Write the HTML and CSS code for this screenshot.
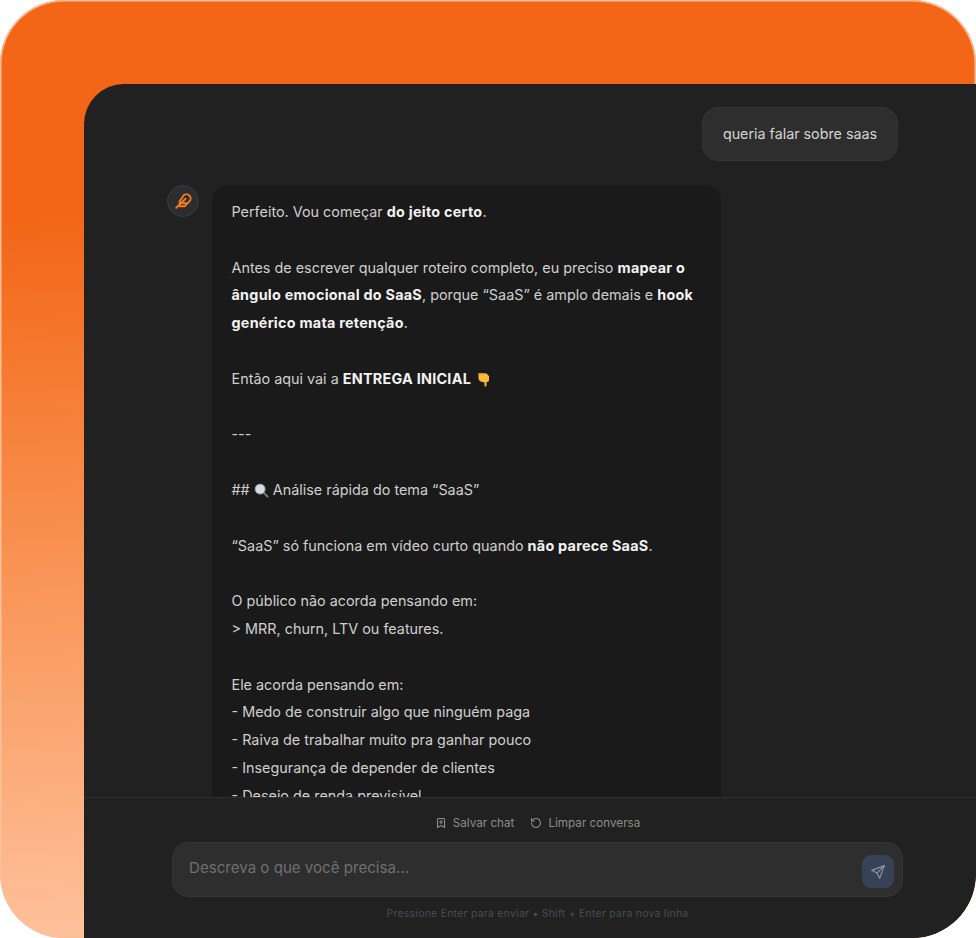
FILE: index.html
```html
<!DOCTYPE html>
<html lang="pt-BR">
<head>
<meta charset="utf-8">
<title>Chat</title>
<link rel="stylesheet" href="styles.css">
</head>
<body>
<div class="frame">
  <main class="panel">
    <section class="messages">
      <div class="user-row"><div class="user-bubble">queria falar sobre saas</div></div>
      <div class="ai-row">
        <div class="avatar">
          <svg viewBox="0 0 24 24" width="18" height="18" fill="none" stroke="#f47a1f" stroke-width="2.500" stroke-linecap="round" stroke-linejoin="round"><path d="M12.700 4.700a5.500 5.500 0 0 1 7.800 7.800L14 19H7.500v-6.500z"/><path d="M15.500 9 3 21"/><path d="M17.500 15H10"/></svg>
        </div>
        <article class="ai-bubble">
          <p>Perfeito. Vou começar <b>do jeito certo</b>.</p>
          <p>Antes de escrever qualquer roteiro completo, eu preciso <b>mapear o ângulo emocional do SaaS</b>, porque “SaaS” é amplo demais e <b>hook genérico mata retenção</b>.</p>
          <p>Então aqui vai a <b>ENTREGA INICIAL</b> <svg class="emoji hand" viewBox="0 0 12 15" width="12" height="15"><path fill="#f5bd3a" d="M.5 1.500h8l2.500 2.500v4c0 1.200-.8 2-1.900 2h-.6v3.200c0 .9-.5 1.300-1 1.300s-1-.4-1-1.300V10.500L2.700 9.500C1.400 8.700.5 7.600.5 6.200z"/><path fill="#d8922a" d="M.5 1h6.500v1.400H.5z"/></svg></p>
          <p>---</p>
          <p>## <svg class="emoji" viewBox="0 0 16 16" width="15" height="15"><path d="M10 10l4.500 4.500" stroke="#7d7d7d" stroke-width="2" stroke-linecap="round"/><circle cx="6.500" cy="6.500" r="5.300" fill="#d7dde2" stroke="#a3a3a3"/></svg> Análise rápida do tema “SaaS”</p>
          <p>“SaaS” só funciona em vídeo curto quando <b>não parece SaaS</b>.</p>
          <p>O público não acorda pensando em:<br>&gt; MRR, churn, LTV ou features.</p>
          <p>Ele acorda pensando em:<br>- Medo de construir algo que ninguém paga<br>- Raiva de trabalhar muito pra ganhar pouco<br>- Insegurança de depender de clientes<br>- Desejo de renda previsível</p>
        </article>
      </div>
    </section>
    <footer class="composer">
      <div class="actions">
        <span class="action">
          <svg viewBox="0 0 24 24" width="12" height="12" fill="none" stroke="currentColor" stroke-width="2.200" stroke-linecap="round" stroke-linejoin="round"><path d="M19 21l-7-4-7 4V5a2 2 0 0 1 2-2h10a2 2 0 0 1 2 2z"/><path d="M12 7v6M9 10h6"/></svg>
          Salvar chat
        </span>
        <span class="action">
          <svg viewBox="0 0 24 24" width="12" height="12" fill="none" stroke="currentColor" stroke-width="2.200" stroke-linecap="round" stroke-linejoin="round"><path d="M3 12a9 9 0 1 0 3-6.700L3 8"/><path d="M3 3v5h5"/></svg>
          Limpar conversa
        </span>
      </div>
      <div class="input">
        <span class="placeholder">Descreva o que você precisa...</span>
        <span class="send">
          <svg viewBox="0 0 24 24" width="16" height="16" fill="none" stroke="#8b93a3" stroke-width="1.800" stroke-linecap="round" stroke-linejoin="round"><path d="M21.500 2.500 2.500 9.500l8 4 4 8z"/><path d="M21.500 2.500 10.500 13.500"/></svg>
        </span>
      </div>
      <div class="hint">Pressione Enter para enviar • Shift + Enter para nova linha</div>
    </footer>
  </main>
</div>
</body>
</html>
```
FILE: styles.css
```css
* { box-sizing: border-box; }
html, body { margin: 0; height: 100%; background: #fff; }
body { font-family: Inter, "Liberation Sans", sans-serif; overflow: hidden; }

.frame {
  width: 976px;
  height: 938px;
  padding: 84px 0 0 84px;
  border-radius: 64px;
  overflow: hidden;
  background: linear-gradient(176deg, #f36617 0%, #f36617 22%, #f7853f 45%, #fba672 72%, #ffc9a8 100%);
  box-shadow: inset 0 0 0 1.500px #fbc09a;
}

.panel {
  height: 100%;
  display: flex;
  flex-direction: column;
  background: #212121;
  border-top-left-radius: 40px;
  border-bottom-right-radius: 64px;
  overflow: hidden;
}

.messages {
  flex: 1;
  min-height: 0;
  overflow: hidden;
  padding: 23px 78px 0 83px;
}

.user-row { display: flex; justify-content: flex-end; margin-bottom: 24px; }
.user-bubble {
  height: 54px;
  width: 196px;
  padding-bottom: 2px;
  display: flex;
  align-items: center;
  justify-content: center;
  border-radius: 16px;
  border: 1px solid #363636;
  background: #2e2e2e;
  color: #d4d4d4;
  font-size: 14.300px;
}

.ai-row { display: flex; align-items: flex-start; gap: 13px; }
.avatar {
  width: 32px;
  height: 32px;
  flex: none;
  display: flex;
  align-items: center;
  justify-content: center;
  border-radius: 50%;
  background: #2b2d30;
  border: 1px solid #363b43;
}

.ai-bubble {
  width: 509px;
  flex: none;
  padding: 13px 19.500px 40px;
  border-radius: 16px 16px 0 0;
  background: #1a1a1a;
  color: #cfcfcf;
  font-size: 14.380px;
  line-height: 27.800px;
}
.ai-bubble p { margin: 0 0 27.800px; }
.ai-bubble b { color: #f2f2f2; font-weight: 700; letter-spacing: 0.250px; }
.emoji { vertical-align: -3px; }
.hand { margin-left: 3px; }

.composer {
  flex: none;
  height: 141px;
  border-top: 1px solid #2f2f2f;
  padding: 16px 73px 0 88px;
  background: #212121;
}

.actions {
  display: flex;
  justify-content: center;
  gap: 16px;
  color: #8c8c8c;
  font-size: 11.700px;
  height: 17px;
  align-items: center;
}
.action { display: inline-flex; align-items: center; gap: 6px; }

.input {
  margin-top: 11px;
  height: 55px;
  padding: 0 8px 0 16px;
  display: flex;
  align-items: center;
  justify-content: space-between;
  border-radius: 16px;
  border: 1px solid #363636;
  background: #2e2e2e;
}
.placeholder { color: #6f6f72; font-size: 15.100px; position: relative; top: -2px; }
.send {
  width: 32px;
  height: 33px;
  display: flex;
  align-items: center;
  justify-content: center;
  border-radius: 9px;
  background: #374257;
  margin-top: 4px;
}

.hint {
  margin-top: 10px;
  text-align: center;
  color: #4c4d50;
  font-size: 10.300px;
  letter-spacing: 0.330px;
}
```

### STATED EXERCISE
Quote the material exactly. Pictures stay out.

### RESPONSE
Write the HTML and CSS code for this screenshot.
FILE: index.html
```html
<!DOCTYPE html>
<html lang="pt-BR">
<head>
<meta charset="utf-8">
<title>Chat</title>
<link rel="stylesheet" href="styles.css">
</head>
<body>
<div class="frame">
  <main class="panel">
    <section class="messages">
      <div class="user-row"><div class="user-bubble">queria falar sobre saas</div></div>
      <div class="ai-row">
        <div class="avatar">
          <svg viewBox="0 0 24 24" width="18" height="18" fill="none" stroke="#f47a1f" stroke-width="2.500" stroke-linecap="round" stroke-linejoin="round"><path d="M12.700 4.700a5.500 5.500 0 0 1 7.800 7.800L14 19H7.500v-6.500z"/><path d="M15.500 9 3 21"/><path d="M17.500 15H10"/></svg>
        </div>
        <article class="ai-bubble">
          <p>Perfeito. Vou começar <b>do jeito certo</b>.</p>
          <p>Antes de escrever qualquer roteiro completo, eu preciso <b>mapear o ângulo emocional do SaaS</b>, porque “SaaS” é amplo demais e <b>hook genérico mata retenção</b>.</p>
          <p>Então aqui vai a <b>ENTREGA INICIAL</b> <svg class="emoji hand" viewBox="0 0 12 15" width="12" height="15"><path fill="#f5bd3a" d="M.5 1.500h8l2.500 2.500v4c0 1.200-.8 2-1.900 2h-.6v3.200c0 .9-.5 1.300-1 1.300s-1-.4-1-1.300V10.500L2.700 9.500C1.400 8.700.5 7.600.5 6.200z"/><path fill="#d8922a" d="M.5 1h6.500v1.400H.5z"/></svg></p>
          <p>---</p>
          <p>## <svg class="emoji" viewBox="0 0 16 16" width="15" height="15"><path d="M10 10l4.500 4.500" stroke="#7d7d7d" stroke-width="2" stroke-linecap="round"/><circle cx="6.500" cy="6.500" r="5.300" fill="#d7dde2" stroke="#a3a3a3"/></svg> Análise rápida do tema “SaaS”</p>
          <p>“SaaS” só funciona em vídeo curto quando <b>não parece SaaS</b>.</p>
          <p>O público não acorda pensando em:<br>&gt; MRR, churn, LTV ou features.</p>
          <p>Ele acorda pensando em:<br>- Medo de construir algo que ninguém paga<br>- Raiva de trabalhar muito pra ganhar pouco<br>- Insegurança de depender de clientes<br>- Desejo de renda previsível</p>
        </article>
      </div>
    </section>
    <footer class="composer">
      <div class="actions">
        <span class="action">
          <svg viewBox="0 0 24 24" width="12" height="12" fill="none" stroke="currentColor" stroke-width="2.200" stroke-linecap="round" stroke-linejoin="round"><path d="M19 21l-7-4-7 4V5a2 2 0 0 1 2-2h10a2 2 0 0 1 2 2z"/><path d="M12 7v6M9 10h6"/></svg>
          Salvar chat
        </span>
        <span class="action">
          <svg viewBox="0 0 24 24" width="12" height="12" fill="none" stroke="currentColor" stroke-width="2.200" stroke-linecap="round" stroke-linejoin="round"><path d="M3 12a9 9 0 1 0 3-6.700L3 8"/><path d="M3 3v5h5"/></svg>
          Limpar conversa
        </span>
      </div>
      <div class="input">
        <span class="placeholder">Descreva o que você precisa...</span>
        <span class="send">
          <svg viewBox="0 0 24 24" width="16" height="16" fill="none" stroke="#8b93a3" stroke-width="1.800" stroke-linecap="round" stroke-linejoin="round"><path d="M21.500 2.500 2.500 9.500l8 4 4 8z"/><path d="M21.500 2.500 10.500 13.500"/></svg>
        </span>
      </div>
      <div class="hint">Pressione Enter para enviar • Shift + Enter para nova linha</div>
    </footer>
  </main>
</div>
</body>
</html>
```
FILE: styles.css
```css
* { box-sizing: border-box; }
html, body { margin: 0; height: 100%; background: #fff; }
body { font-family: Inter, "Liberation Sans", sans-serif; overflow: hidden; }

.frame {
  width: 976px;
  height: 938px;
  padding: 84px 0 0 84px;
  border-radius: 64px;
  overflow: hidden;
  background: linear-gradient(176deg, #f36617 0%, #f36617 22%, #f7853f 45%, #fba672 72%, #ffc9a8 100%);
  box-shadow: inset 0 0 0 1.500px #fbc09a;
}

.panel {
  height: 100%;
  display: flex;
  flex-direction: column;
  background: #212121;
  border-top-left-radius: 40px;
  border-bottom-right-radius: 64px;
  overflow: hidden;
}

.messages {
  flex: 1;
  min-height: 0;
  overflow: hidden;
  padding: 23px 78px 0 83px;
}

.user-row { display: flex; justify-content: flex-end; margin-bottom: 24px; }
.user-bubble {
  height: 54px;
  width: 196px;
  padding-bottom: 2px;
  display: flex;
  align-items: center;
  justify-content: center;
  border-radius: 16px;
  border: 1px solid #363636;
  background: #2e2e2e;
  color: #d4d4d4;
  font-size: 14.300px;
}

.ai-row { display: flex; align-items: flex-start; gap: 13px; }
.avatar {
  width: 32px;
  height: 32px;
  flex: none;
  display: flex;
  align-items: center;
  justify-content: center;
  border-radius: 50%;
  background: #2b2d30;
  border: 1px solid #363b43;
}

.ai-bubble {
  width: 509px;
  flex: none;
  padding: 13px 19.500px 40px;
  border-radius: 16px 16px 0 0;
  background: #1a1a1a;
  color: #cfcfcf;
  font-size: 14.380px;
  line-height: 27.800px;
}
.ai-bubble p { margin: 0 0 27.800px; }
.ai-bubble b { color: #f2f2f2; font-weight: 700; letter-spacing: 0.250px; }
.emoji { vertical-align: -3px; }
.hand { margin-left: 3px; }

.composer {
  flex: none;
  height: 141px;
  border-top: 1px solid #2f2f2f;
  padding: 16px 73px 0 88px;
  background: #212121;
}

.actions {
  display: flex;
  justify-content: center;
  gap: 16px;
  color: #8c8c8c;
  font-size: 11.700px;
  height: 17px;
  align-items: center;
}
.action { display: inline-flex; align-items: center; gap: 6px; }

.input {
  margin-top: 11px;
  height: 55px;
  padding: 0 8px 0 16px;
  display: flex;
  align-items: center;
  justify-content: space-between;
  border-radius: 16px;
  border: 1px solid #363636;
  background: #2e2e2e;
}
.placeholder { color: #6f6f72; font-size: 15.100px; position: relative; top: -2px; }
.send {
  width: 32px;
  height: 33px;
  display: flex;
  align-items: center;
  justify-content: center;
  border-radius: 9px;
  background: #374257;
  margin-top: 4px;
}

.hint {
  margin-top: 10px;
  text-align: center;
  color: #4c4d50;
  font-size: 10.300px;
  letter-spacing: 0.330px;
}
```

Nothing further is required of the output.